I have been contacted by a number of Cloister residents who are unhappy that certain Cloister Rules and Regulations are starting to be enforced. One resident attempted to recruit me for a petition drive. Frankly I did not understand the goal for the petition drive and I decided that I really didn’t want to be involved in some plan that was not well thought out or possibly worked against my property values.
Perhaps my problem is that at one time I was responsible for facilities maintenance and repair of a dining hall, power station, motor pool and electronic equipment on a remote island across the China coast in the East China sea. It does change my viewpoint about certain matters involving property management, maintenance and repair.
As I understand it, there are two categories of permissions and restrictions governing owner actions and behaviors effecting Cloister property and welfare of residents.
- The first set of permissions and restrictions are contained in the Bylaws of the Cloister. These bylaws are attached to the Master Deed for the property. Amendments are recorded with the Office of the Register of Deeds of Davidson County. Any amendment to the Bylaws requires an affirmative vote of 2/3 of the eligible unit owners(only one vote per residential unit).
- The second set of permissions and restrictions are contained in rules and regulations that are issued by the elected Home Owners Association Board of Directors or various committee chairmen appointed by the board and granted the powers of the board.
What does this difference mean?
Any change in the Bylaws requires a meeting of the homeowners and approval by 2/3 of eligible homeowners. These become a part of and attached to the the Master Deed of the property.
Any rule and regulation can be issued by the elected HOA Board of Directors or Committee Chairs appointed by the board and granted the power of the Board to set rules and regulations. They do not require any agreement or vote by residents and the Board of Directors has the power to enforce these rules and regulations.

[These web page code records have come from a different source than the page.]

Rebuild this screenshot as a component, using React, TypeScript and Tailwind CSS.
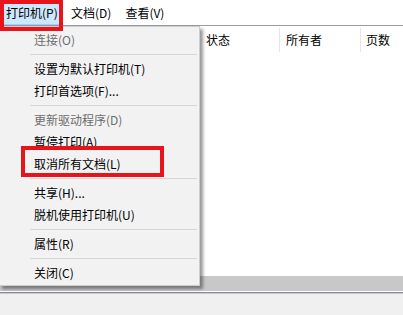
import React from "react";

type MenuEntry = { label?: string; disabled?: boolean; sep?: boolean };

const menuItems: MenuEntry[] = [
  { label: "连接(O)", disabled: true },
  { sep: true },
  { label: "设置为默认打印机(T)" },
  { label: "打印首选项(F)..." },
  { sep: true },
  { label: "更新驱动程序(D)", disabled: true },
  { label: "暂停打印(A)" },
  { label: "取消所有文档(L)" },
  { sep: true },
  { label: "共享(H)..." },
  { label: "脱机使用打印机(U)" },
  { sep: true },
  { label: "属性(R)" },
  { sep: true },
  { label: "关闭(C)" },
];

export default function App() {
  return (
    <div className="relative w-[403px] h-[315px] overflow-hidden bg-white text-[12px] text-black font-['Noto_Sans_CJK_SC',sans-serif] flex flex-col">
      {/* Menu bar */}
      <div className="h-[25px] flex items-stretch">
        <div className="mt-[1px] w-[62px] pl-[5px] flex items-center bg-[#cce8ff] border border-[#99d1ff]">打印机(P)</div>
        <div className="pl-[9px] pr-[6px] flex items-center">文档(D)</div>
        <div className="pl-[8px] pr-[6px] flex items-center">查看(V)</div>
      </div>

      {/* List view */}
      <div className="flex-1 border-t border-[#9a9aa6] flex flex-col">
        <div className="h-[27px] flex items-center">
          <div className="w-[199px] h-[24px] border-r border-[#e5e5e5]"></div>
          <div className="w-[81px] h-[24px] pl-[7px] flex items-center border-r border-[#e5e5e5]">状态</div>
          <div className="w-[81px] h-[24px] pl-[6px] flex items-center border-r border-[#e5e5e5]">所有者</div>
          <div className="flex-1 h-[24px] pl-[5px] flex items-center">页数</div>
        </div>
      </div>

      <div className="h-[15px] bg-[#c8c8c8]"></div>
      <div className="h-[1px] bg-white"></div>
      <div className="h-[1px] bg-[#8a8a98]"></div>
      <div className="h-[1px] bg-[#c9c9d2]"></div>
      <div className="h-[21px] bg-[#f0f0f0]"></div>

      {/* Dropdown menu */}
      <div className="absolute left-[-1px] top-[26px] w-[201px] bg-[#f2f2f2] border border-[#cccccc] pt-[2px] pb-[1px] shadow-[3px_3px_3px_rgba(0,0,0,0.4)]">
        {menuItems.map((item, i) =>
          item.sep ? (
            <div key={i} className="h-[7px] flex items-center pl-[30px] pr-[2px]">
              <div className="h-[1px] w-full bg-[#d7d7d7]"></div>
            </div>
          ) : (
            <div
              key={i}
              className={`h-[22px] pl-[34px] flex items-center whitespace-nowrap ${item.disabled ? "text-[#6d6d6d]" : ""}`}
            >
              {item.label}
            </div>
          )
        )}
      </div>

      {/* Annotation boxes */}
      <div className="absolute left-0 top-0 w-[63px] h-[31px] border-[4px] border-[#e8141c] pointer-events-none"></div>
      <div className="absolute left-[21px] top-[146px] w-[143px] h-[31px] border-[4px] border-[#e8141c] pointer-events-none"></div>
    </div>
  );
}
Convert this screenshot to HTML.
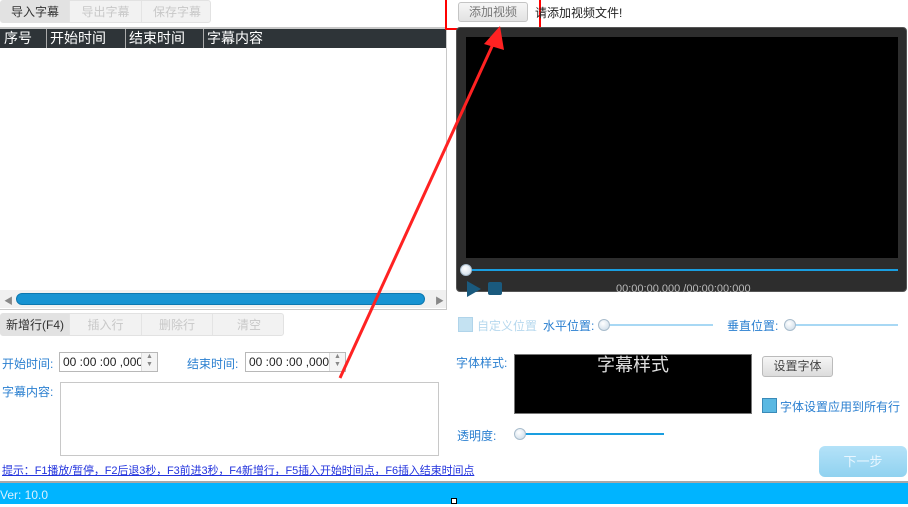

Bonney and I have made every attempt to comply with both 1. Bylaws and 2. rules and regulations at considerable expense and some inconvenience. I may not like some of them but I understand the basic principle that the goal of these permissions and restrictions is to maintain the market value of my unit, control operating and maintenance costs which I pay for with my monthly HOA fee, and maintain the appearance and condition of our community as well as promoting the general welfare of the residents. I have served on the Cloister HOA Board and I know it is impossible to make everyone happy with board actions and decisions but people elected to the board are responsible to take decisions on behalf of the residents.
Some people choose to ignore these rules and regulations, others buy a Cloister property that through the actions of a previous owner does not meet the requirements of the Bylaws or Rules and Regulations.

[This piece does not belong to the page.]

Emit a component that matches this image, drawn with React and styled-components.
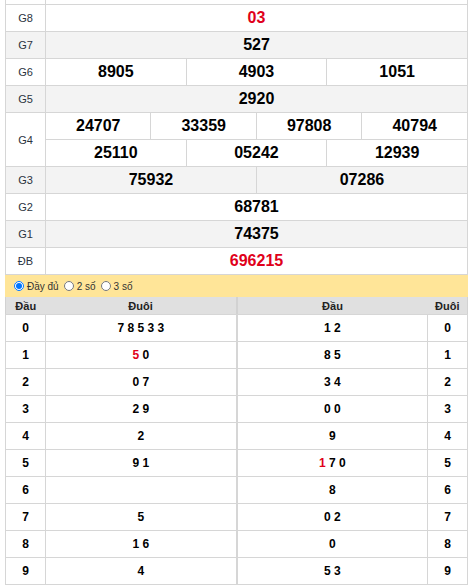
import React from "react"
import styled, { createGlobalStyle } from "styled-components"

const GlobalStyle = createGlobalStyle`
  body {
    margin: 0;
    background: #fff;
    font-family: "Liberation Sans", Arial, sans-serif;
    color: #000;
  }
`

const prizes = [
  { name: "G8", nums: ["03"], red: true },
  { name: "G7", nums: ["527"] },
  { name: "G6", nums: ["8905", "4903", "1051"] },
  { name: "G5", nums: ["2920"] },
  { name: "G4", nums: ["24707", "33359", "97808", "40794"], second: ["25110", "05242", "12939"] },
  { name: "G3", nums: ["75932", "07286"] },
  { name: "G2", nums: ["68781"] },
  { name: "G1", nums: ["74375"] },
  { name: "ĐB", nums: ["696215"], red: true },
]

const left = [
  ["7 8 5 3 3"],
  [{ t: "5", red: true }, " 0"],
  ["0 7"],
  ["2 9"],
  ["2"],
  ["9 1"],
  [""],
  ["5"],
  ["1 6"],
  ["4"],
]

const right = [
  ["1 2"],
  ["8 5"],
  ["3 4"],
  ["0 0"],
  ["9"],
  [{ t: "1", red: true }, " 7 0"],
  ["8"],
  ["0 2"],
  ["0"],
  ["5 3"],
]

export default function App() {
  return (
    <Page>
      <GlobalStyle />
      <PrizeTable>
        <colgroup>
          <col style={{ width: 40 }} />
          {Array.from({ length: 12 }).map((_, i) => (
            <col key={i} />
          ))}
        </colgroup>
        <tbody>
          <TopStub>
            <td />
            <td colSpan={12} />
          </TopStub>
          {prizes.map((p, i) => {
            const alt = i % 2 === 1
            const span = 12 / p.nums.length
            return (
              <React.Fragment key={p.name}>
                <PrizeRow $alt={alt}>
                  <Label rowSpan={p.second ? 2 : 1}>{p.name}</Label>
                  {p.nums.map((n, j) => (
                    <Num key={j} colSpan={span} $red={p.red}>
                      {n}
                    </Num>
                  ))}
                </PrizeRow>
                {p.second && (
                  <PrizeRow $alt={alt}>
                    {p.second.map((n, j) => (
                      <Num key={j} colSpan={12 / p.second.length}>
                        {n}
                      </Num>
                    ))}
                  </PrizeRow>
                )}
              </React.Fragment>
            )
          })}
        </tbody>
      </PrizeTable>

      <OptionBar>
        <Option>
          <input type="radio" name="mode" defaultChecked />
          Đầy đủ
        </Option>
        <Option>
          <input type="radio" name="mode" />2 số
        </Option>
        <Option>
          <input type="radio" name="mode" />3 số
        </Option>
      </OptionBar>

      <LotoWrap>
        <LotoTable>
          <colgroup>
            <col style={{ width: 40 }} />
            <col />
          </colgroup>
          <thead>
            <tr>
              <Head>Đầu</Head>
              <Head>Đuôi</Head>
            </tr>
          </thead>
          <tbody>
            {left.map((parts, i) => (
              <tr key={i}>
                <Index>{i}</Index>
                <Digits>{renderParts(parts)}</Digits>
              </tr>
            ))}
          </tbody>
        </LotoTable>
        <LotoTable>
          <colgroup>
            <col />
            <col style={{ width: 40 }} />
          </colgroup>
          <thead>
            <tr>
              <Head>Đầu</Head>
              <Head>Đuôi</Head>
            </tr>
          </thead>
          <tbody>
            {right.map((parts, i) => (
              <tr key={i}>
                <Digits>{renderParts(parts)}</Digits>
                <Index>{i}</Index>
              </tr>
            ))}
          </tbody>
        </LotoTable>
      </LotoWrap>
    </Page>
  )
}

function renderParts(parts) {
  return parts.map((p, i) =>
    typeof p === "string" ? (
      <React.Fragment key={i}>{p}</React.Fragment>
    ) : (
      <Red key={i}>{p.t}</Red>
    )
  )
}

const Page = styled.div`
  width: 463px;
  padding-left: 5px;
  margin-top: -1px;
`

const PrizeTable = styled.table`
  width: 463px;
  table-layout: fixed;
  border-collapse: collapse;
  td {
    border: 1px solid #d6d6d6;
    padding: 0;
  }
`

const TopStub = styled.tr`
  td {
    height: 4px;
  }
`

const PrizeRow = styled.tr`
  background: ${(p) => (p.$alt ? "#f3f3f3" : "#fff")};
  td {
    height: 26px;
  }
`

const Label = styled.td`
  text-align: center;
  font-size: 11px;
  color: #2b3340;
`

const Num = styled.td`
  text-align: center;
  font-size: 16px;
  font-weight: bold;
  color: ${(p) => (p.$red ? "#e0001a" : "#000")};
`

const OptionBar = styled.div`
  display: flex;
  align-items: center;
  gap: 5px;
  height: 22px;
  padding-left: 9px;
  background: #ffe598;
  font-size: 10px;
  color: #333;
`

const Option = styled.label`
  display: flex;
  align-items: center;
  gap: 2px;
  input {
    width: 10px;
    height: 10px;
    margin: 0 1px 0 0;
  }
`

const LotoWrap = styled.div`
  display: flex;
`

const LotoTable = styled.table`
  flex: 1;
  width: 50%;
  table-layout: fixed;
  border-collapse: collapse;
  border-left: 1px solid #d2d2d2;
  border-right: 1px solid #d2d2d2;
  td {
    border: 1px solid #d6d6d6;
    height: 26px;
    padding: 0;
    text-align: center;
    font-weight: bold;
    font-size: 12px;
  }
`

const Head = styled.th`
  background: #e0e0e0;
  height: 17px;
  padding: 0;
  font-size: 11px;
  font-weight: bold;
  color: #222;
  border-bottom: 1px solid #d6d6d6;
`

const Index = styled.td``

const Digits = styled.td``

const Red = styled.span`
  color: #e0001a;
`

I have little respect for people who fail to curb their dogs and allow the dog to relieve itself on my front lawn and simply walk away leaving a pile of excrement. It’s their dog and it’s their waste!
As I drive around our neighborhood I see trees and shrubs growing into the side of our residential buildings, bushes and hedges reaching the rooftop or covering windows making maintenance of the buildings impossible. I see trees dropping leaves into raingutters and cloging the underground drains which we homeowners paid hundreds of thousands dollars to install and pay $thousands more for machinery and manpower to replace clogged underground drainage systems.
One caller told me that she objected having to maintain her property because she wanted to leave an inheritance for her children! How about the rest of us homeowners? Is it necessary that we should drive by her overgrown yard for the sake of this woman’s heirs as she leaves this world?